When horseback riding with my wife on an annual visit to the northwest of Ireland, we were curious about a stand of trees that seemed not to belong in the middle of a working farm field.
“A fairy ring is in there. You can ride through, if you keep on the path,” a stableman told us.
But he warned that if we got off the path, we would upset the fairies. “And you wouldn’t want to do that, would you?”
Indeed, we didn’t want to upset any fairies, so we stayed on the path, and all was well.
From what I have gathered, the little people co-exist with the fairies but also are separate.
A friend built a house for his mother near Galway. It was an A-frame house with a low, decorative wall around it. The wall had — surprise — a gap; not a gate, just a space of about 18 inches. That, she insisted, with the concurrence of locals, was for the little people to pass through. You don’t mess with the little people any more than you would trample a fairy circle.
The little people were originally an Irish tribe dating back to antiquity, who disappeared but were encased in legend. When Hollywood met Irish legends, the movies embraced the legends and expanded them.
Over the centuries, Ireland has been hard-used by England. It began with the English Reformation and Henry VIII and went on through the English Revolution, with Oliver Cromwell being especially brutal, then on to the potato famine in the 19th century and the excesses of the Black and Tans, poorly trained and equipped, thuggish British troops with mismatched tunics and trousers.
Given that around 40 million Americans can claim some Irish ancestry, it might be argued that they were welcomed here. Hardly. Irish immigrants were often persecuted as they flooded in, escaping the privations at home.

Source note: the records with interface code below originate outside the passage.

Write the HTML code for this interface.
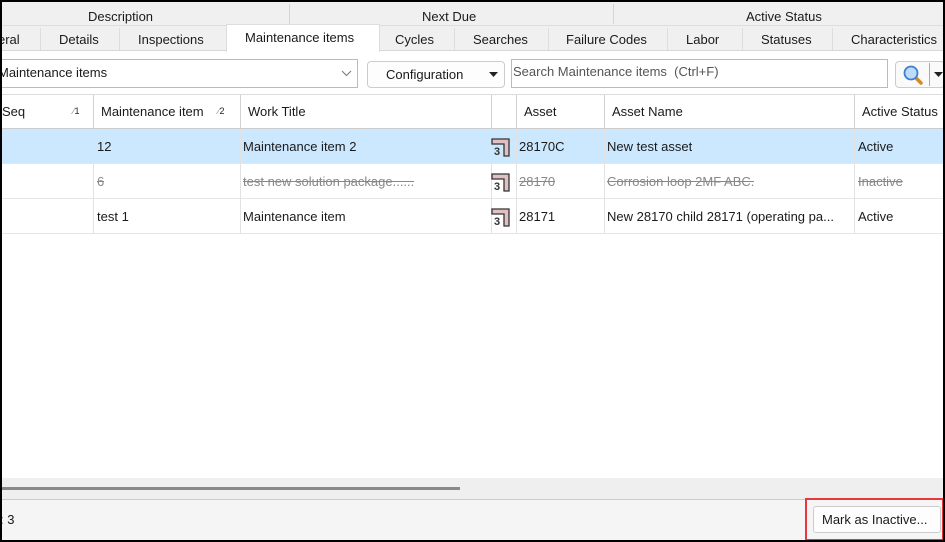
<!DOCTYPE html>
<html><head><meta charset="utf-8"><style>
*{box-sizing:border-box;margin:0;padding:0}
body{width:945px;height:542px;background:#000;font-family:"Liberation Sans",sans-serif;font-size:13px;color:#1a1a1a;position:relative;overflow:hidden}
#p{position:absolute;left:2px;top:2px;width:941px;height:538px;background:#fff;overflow:hidden}
.a{position:absolute}
.t{position:absolute;white-space:nowrap}
.hdr{background:#f0f0f0}
.cell{position:absolute;height:35px;line-height:35px;white-space:nowrap;overflow:hidden;padding-left:4px}
.strike{color:#888;text-decoration:line-through}
.vl{position:absolute;width:1px;background:#e2e2e2}
.hl{position:absolute;top:93px;width:1px;height:34px;background:#d0d0d0}
</style></head><body>
<div id="p">
<div class="a hdr" style="left:0;top:0;width:941px;height:24px;border-bottom:1px solid #ddd"></div>
<div class="t" style="left:86px;top:7px">Description</div>
<div class="a" style="left:287px;top:2px;width:1px;height:20px;background:#d4d4d4"></div>
<div class="t" style="left:420px;top:7px">Next Due</div>
<div class="a" style="left:611px;top:2px;width:1px;height:20px;background:#d4d4d4"></div>
<div class="t" style="left:744px;top:7px">Active Status</div>
<div class="a hdr" style="left:0;top:24px;width:941px;height:25px;border-bottom:1px solid #d8d8d8"></div>
<div class="t" style="left:-4px;top:30px">eral</div>
<div class="a" style="left:38px;top:26px;width:1px;height:22px;background:#ddd"></div>
<div class="t" style="left:57px;top:30px">Details</div>
<div class="a" style="left:117px;top:26px;width:1px;height:22px;background:#ddd"></div>
<div class="t" style="left:136px;top:30px">Inspections</div>
<div class="a" style="left:224px;top:22px;width:154px;height:28px;background:#fff;border:1px solid #ddd;border-bottom:none"></div>
<div class="t" style="left:243px;top:28px">Maintenance items</div>
<div class="t" style="left:393px;top:30px">Cycles</div>
<div class="a" style="left:452px;top:26px;width:1px;height:22px;background:#ddd"></div>
<div class="t" style="left:471px;top:30px">Searches</div>
<div class="a" style="left:546px;top:26px;width:1px;height:22px;background:#ddd"></div>
<div class="t" style="left:564px;top:30px">Failure Codes</div>
<div class="a" style="left:665px;top:26px;width:1px;height:22px;background:#ddd"></div>
<div class="t" style="left:684px;top:30px">Labor</div>
<div class="a" style="left:740px;top:26px;width:1px;height:22px;background:#ddd"></div>
<div class="t" style="left:759px;top:30px">Statuses</div>
<div class="a" style="left:830px;top:26px;width:1px;height:22px;background:#ddd"></div>
<div class="t" style="left:849px;top:30px">Characteristics</div>
<div class="a" style="left:-2px;top:57px;width:358px;height:29px;border:1px solid #bbb;background:#fff"></div>
<div class="t" style="left:-4px;top:63px">Maintenance items</div>
<svg class="a" style="left:339px;top:68px" width="11" height="7"><path d="M1 1L5.5 5.5L10 1" fill="none" stroke="#777"/></svg>
<div class="a" style="left:365px;top:59px;width:138px;height:27px;border:1px solid #ccc;border-radius:4px;background:#fdfdfd"></div>
<div class="t" style="left:384px;top:65px">Configuration</div>
<svg class="a" style="left:487px;top:70px" width="9" height="5"><path d="M0 0H9L4.5 5Z" fill="#222"/></svg>
<div class="a" style="left:509px;top:57px;width:377px;height:29px;border:1px solid #bbb;background:#fff"></div>
<div class="t" style="left:511px;top:62px;color:#555">Search Maintenance items&nbsp; (Ctrl+F)</div>
<div class="a" style="left:893px;top:59px;width:50px;height:27px;border:1px solid #ccc;border-radius:4px;background:#fafafa"></div>
<svg class="a" style="left:900px;top:62px" width="22" height="22"><line x1="13" y1="13" x2="19" y2="19" stroke="#d08a2a" stroke-width="3.5" stroke-linecap="round"/><circle cx="9" cy="9" r="6.5" fill="#bcdcf8" stroke="#3b7fd0" stroke-width="1.8"/></svg>
<div class="a" style="left:927px;top:61px;width:1px;height:23px;background:#aaa"></div>
<svg class="a" style="left:932px;top:70px" width="9" height="5"><path d="M0 0H9L4.5 5Z" fill="#222"/></svg>
<div class="a" style="left:0;top:92px;width:941px;height:35px;background:#fff;border-top:1px solid #ddd;border-bottom:1px solid #ccc"></div>
<div class="hl" style="left:91px"></div>
<div class="hl" style="left:238px"></div>
<div class="hl" style="left:489px"></div>
<div class="hl" style="left:514px"></div>
<div class="hl" style="left:602px"></div>
<div class="hl" style="left:852px"></div>
<div class="t" style="left:0;top:102px">Seq</div>
<div class="t" style="left:71px;top:104px;font-size:9px;color:#888">&#8725;<span style="color:#222">1</span></div>
<div class="t" style="left:99px;top:102px">Maintenance item</div>
<div class="t" style="left:216px;top:104px;font-size:9px;color:#888">&#8725;<span style="color:#222">2</span></div>
<div class="t" style="left:246px;top:102px">Work Title</div>
<div class="t" style="left:522px;top:102px">Asset</div>
<div class="t" style="left:610px;top:102px">Asset Name</div>
<div class="t" style="left:860px;top:102px">Active Status</div>
<div class="a" style="left:0;top:127px;width:941px;height:35px;background:#cce8ff"></div>
<div class="a" style="left:0;top:196px;width:941px;height:1px;background:#e6e6e6"></div>
<div class="a" style="left:0;top:161px;width:941px;height:1px;background:#e6e6e6"></div>
<div class="a" style="left:0;top:231px;width:941px;height:1px;background:#e6e6e6"></div>
<div class="vl" style="left:91px;top:127px;height:105px"></div>
<div class="vl" style="left:238px;top:127px;height:105px"></div>
<div class="vl" style="left:489px;top:127px;height:105px"></div>
<div class="vl" style="left:514px;top:127px;height:105px"></div>
<div class="vl" style="left:602px;top:127px;height:105px"></div>
<div class="vl" style="left:852px;top:127px;height:105px"></div>
<div class="cell" style="left:91px;top:127px">12</div>
<div class="cell" style="left:237px;top:127px">Maintenance item 2</div>
<div class="cell" style="left:513px;top:127px">28170C</div>
<div class="cell" style="left:601px;top:127px">New test asset</div>
<div class="cell" style="left:852px;top:127px">Active</div>
<div class="cell strike" style="left:91px;top:162px">6</div>
<div class="cell strike" style="left:237px;top:162px">test new solution package......</div>
<div class="cell strike" style="left:513px;top:162px">28170</div>
<div class="cell strike" style="left:601px;top:162px">Corrosion loop 2MF ABC.</div>
<div class="cell strike" style="left:852px;top:162px">Inactive</div>
<div class="cell" style="left:91px;top:197px">test 1</div>
<div class="cell" style="left:237px;top:197px">Maintenance item</div>
<div class="cell" style="left:513px;top:197px">28171</div>
<div class="cell" style="left:601px;top:197px;width:250px">New 28170 child 28171 (operating pa...</div>
<div class="cell" style="left:852px;top:197px">Active</div>
<svg class="a" style="left:488px;top:135px" width="22" height="20"><path d="M2 2H19V19H14V7H2Z" fill="#e0c0c0" stroke="#333" stroke-width="1.3"/><text x="4" y="18" font-size="11" font-family="Liberation Sans" font-weight="bold" fill="#333">3</text></svg>
<svg class="a" style="left:488px;top:170px" width="22" height="20"><path d="M2 2H19V19H14V7H2Z" fill="#e0c0c0" stroke="#333" stroke-width="1.3"/><text x="4" y="18" font-size="11" font-family="Liberation Sans" font-weight="bold" fill="#333">3</text></svg>
<svg class="a" style="left:488px;top:205px" width="22" height="20"><path d="M2 2H19V19H14V7H2Z" fill="#e0c0c0" stroke="#333" stroke-width="1.3"/><text x="4" y="18" font-size="11" font-family="Liberation Sans" font-weight="bold" fill="#333">3</text></svg>
<div class="a" style="left:0;top:476px;width:941px;height:21px;background:#efefef"></div>
<div class="a" style="left:0;top:485px;width:458px;height:3px;background:#888"></div>
<div class="a" style="left:0;top:497px;width:941px;height:41px;background:#f5f5f5;border-top:1px solid #ccc"></div>
<div class="t" style="left:-2px;top:510px">: 3</div>
<div class="a" style="left:811px;top:504px;width:128px;height:27px;border:1px solid #ccc;border-radius:3px;background:#fdfdfd"></div>
<div class="t" style="left:820px;top:510px">Mark as Inactive...</div>
<div class="a" style="left:803px;top:496px;width:139px;height:43px;border:2px solid #e8383d"></div>
</div>
</body></html>
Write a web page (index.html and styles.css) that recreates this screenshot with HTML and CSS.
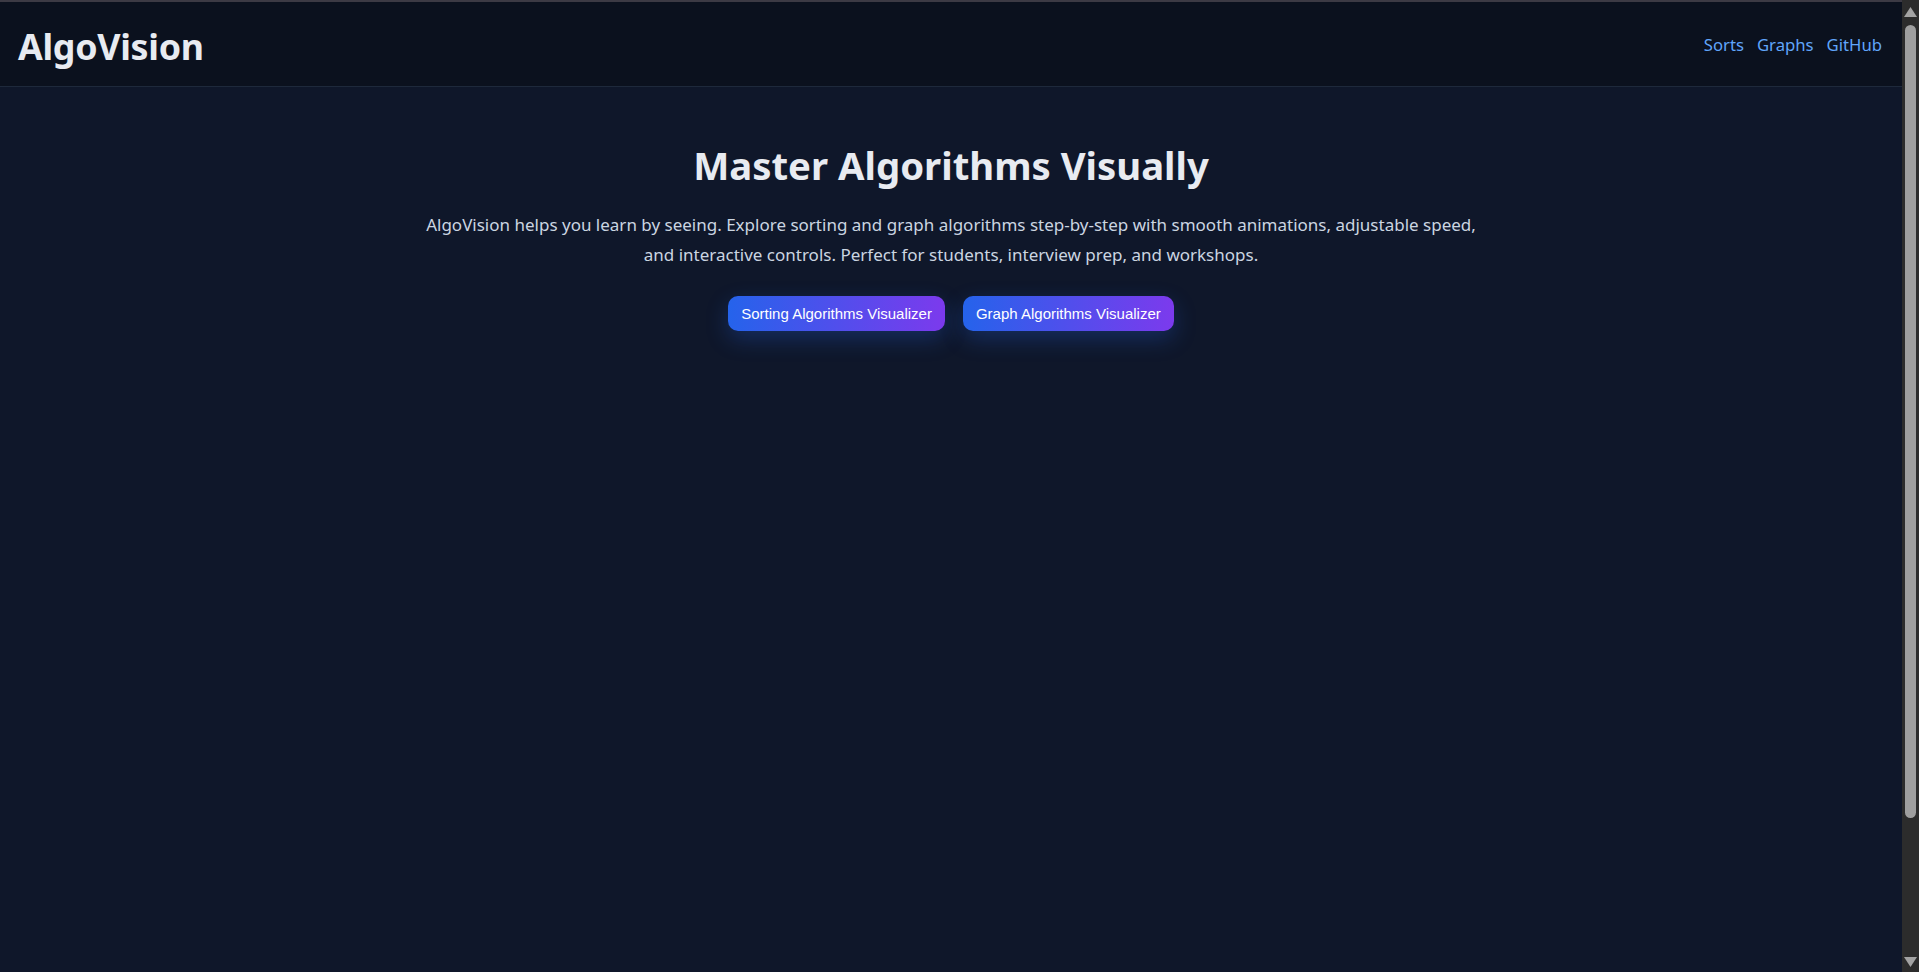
FILE: index.html
```html
<!DOCTYPE html>
<html lang="en">
<head>
<meta charset="utf-8">
<title>AlgoVision</title>
<link rel="stylesheet" href="styles.css">
</head>
<body>
<div class="viewport">
  <div class="page">
    <header class="topbar">
      <div class="brand">AlgoVision</div>
      <nav class="nav">
        <a class="nav-link" href="#">Sorts</a>
        <a class="nav-link" href="#">Graphs</a>
        <a class="nav-link" href="#">GitHub</a>
      </nav>
    </header>
    <main class="hero">
      <h1 class="hero-title">Master Algorithms Visually</h1>
      <p class="hero-text">AlgoVision helps you learn by seeing. Explore sorting and graph algorithms step-by-step with smooth animations, adjustable speed, and interactive controls. Perfect for students, interview prep, and workshops.</p>
      <div class="actions">
        <button class="btn">Sorting Algorithms Visualizer</button>
        <button class="btn">Graph Algorithms Visualizer</button>
      </div>
    </main>
  </div>
  <div class="scrollbar" aria-hidden="true">
    <svg class="sb-arrow" width="13" height="10" viewBox="0 0 13 10"><polygon points="6.5,0 13,10 0,10" fill="#a3a3a3"/></svg>
    <div class="sb-thumb"></div>
    <div class="sb-space"></div>
    <svg class="sb-arrow" width="13" height="10" viewBox="0 0 13 10"><polygon points="0,0 13,0 6.5,10" fill="#a3a3a3"/></svg>
  </div>
</div>
</body>
</html>
```
FILE: styles.css
```css
html {
  background: #0f172a;
}
body {
  margin: 0;
  background: #0f172a;
  font-family: "Segoe UI", "Noto Sans", sans-serif;
  color: #e5e7eb;
}
.viewport {
  display: flex;
  height: 100vh;
  overflow: hidden;
}
.page {
  flex: 1;
  min-width: 0;
  display: flex;
  flex-direction: column;
}
.topbar {
  display: flex;
  align-items: center;
  justify-content: space-between;
  height: 84px;
  padding: 0 20px 0 18px;
  background: #0b111e;
  border-top: 2px solid #3c3a44;
  border-bottom: 1px solid #1e293b;
  box-sizing: content-box;
  flex: none;
}
.brand {
  font-size: 35.8px;
  font-weight: 700;
  color: #e8ebf1;
  letter-spacing: -0.3px;
  padding-top: 3px;
}
.nav {
  display: flex;
  gap: 13px;
}
.nav-link {
  color: #60a5fa;
  text-decoration: none;
  font-size: 16.7px;
}
.hero {
  flex: 1;
  display: flex;
  flex-direction: column;
  align-items: center;
}
.hero-title {
  margin: 56px 0 0;
  font-size: 38.3px;
  font-weight: 700;
  color: #e8ebf1;
  line-height: 1.2;
}
.hero-text {
  margin: 21px 0 0;
  max-width: 1066px;
  text-align: center;
  font-size: 17px;
  line-height: 30.5px;
  color: #cbd5e1;
}
.actions {
  display: flex;
  gap: 18px;
  margin-top: 25px;
}
.btn {
  font-family: "Liberation Sans", Arial, sans-serif;
  font-size: 15px;
  color: #ffffff;
  padding: 0 13px;
  height: 35px;
  border: none;
  border-radius: 10px;
  background: linear-gradient(90deg, #2563eb, #7c3aed);
  box-shadow: 0 8px 22px rgba(37, 99, 235, 0.28);
  cursor: pointer;
}
.scrollbar {
  width: 17px;
  flex: none;
  background: #2c2c2c;
  display: flex;
  flex-direction: column;
  align-items: center;
  padding: 7px 0 5px;
  box-sizing: border-box;
}
.sb-arrow {
  display: block;
  flex: none;
}
.sb-thumb {
  width: 11px;
  height: 793px;
  margin-top: 8px;
  border-radius: 6px;
  background: #9f9f9f;
  flex: none;
}
.sb-space {
  flex: 1;
}
```
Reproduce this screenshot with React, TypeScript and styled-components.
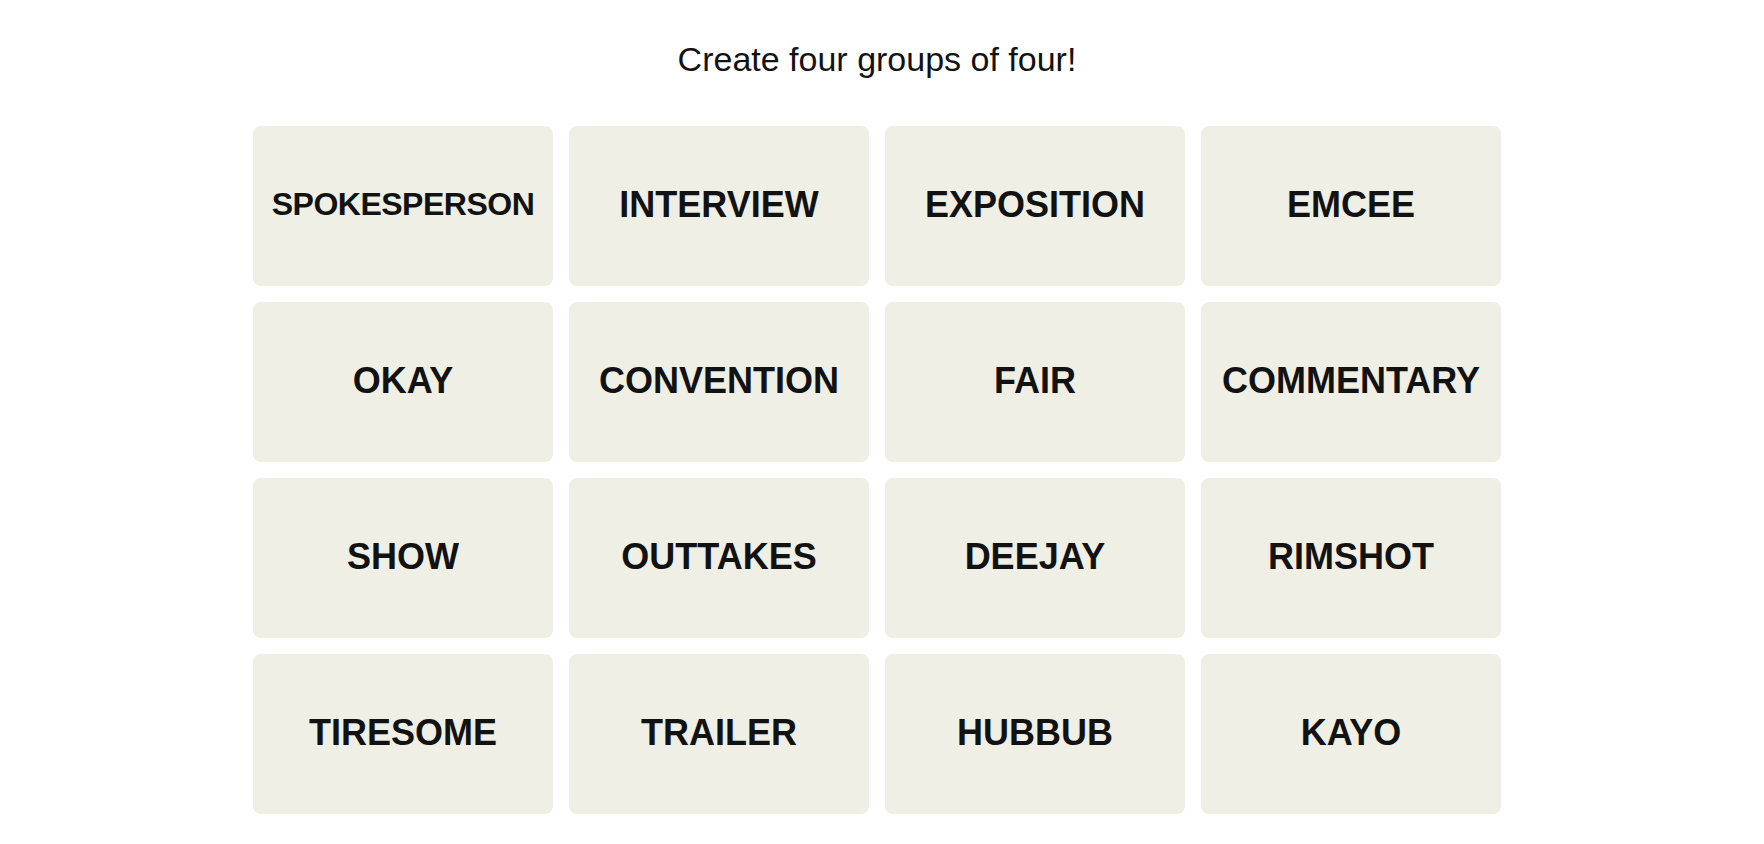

I thank my friend Sheila Slocum Hollis, a very proud Irish-American, for pointing out that in the 1920s, the Irish were victims of the Ku Klux Klan violence in Denver. They fit the profile of KKK enemies, along with Blacks and Jews. Except they were Irish and Catholic.
In no field of endeavor have the Irish punched above their weight more than in literature. They took the language of the conqueror, the English, and have added to it immeasurably and profusely.
Irish writers have enhanced, expanded and luxuriated in the English language. Just a few towering names: Swift, Shaw, Wilde, Joyce, Yeats, Beckett, Goldsmith, Synge, Bowen, O’Brien, Hoult, Lavin, Murdoch, Binchy and, contemporarily, John Banville and Sally Rooney.
The Irish word for good fun is craic (pronounced “crack”). “Good craic” is a party where you indulge.
I wish you great craic this St. Patrick’s Day. May you consort with the little people, after some Guinness, and may the fairies guide you safely home. Sláinte!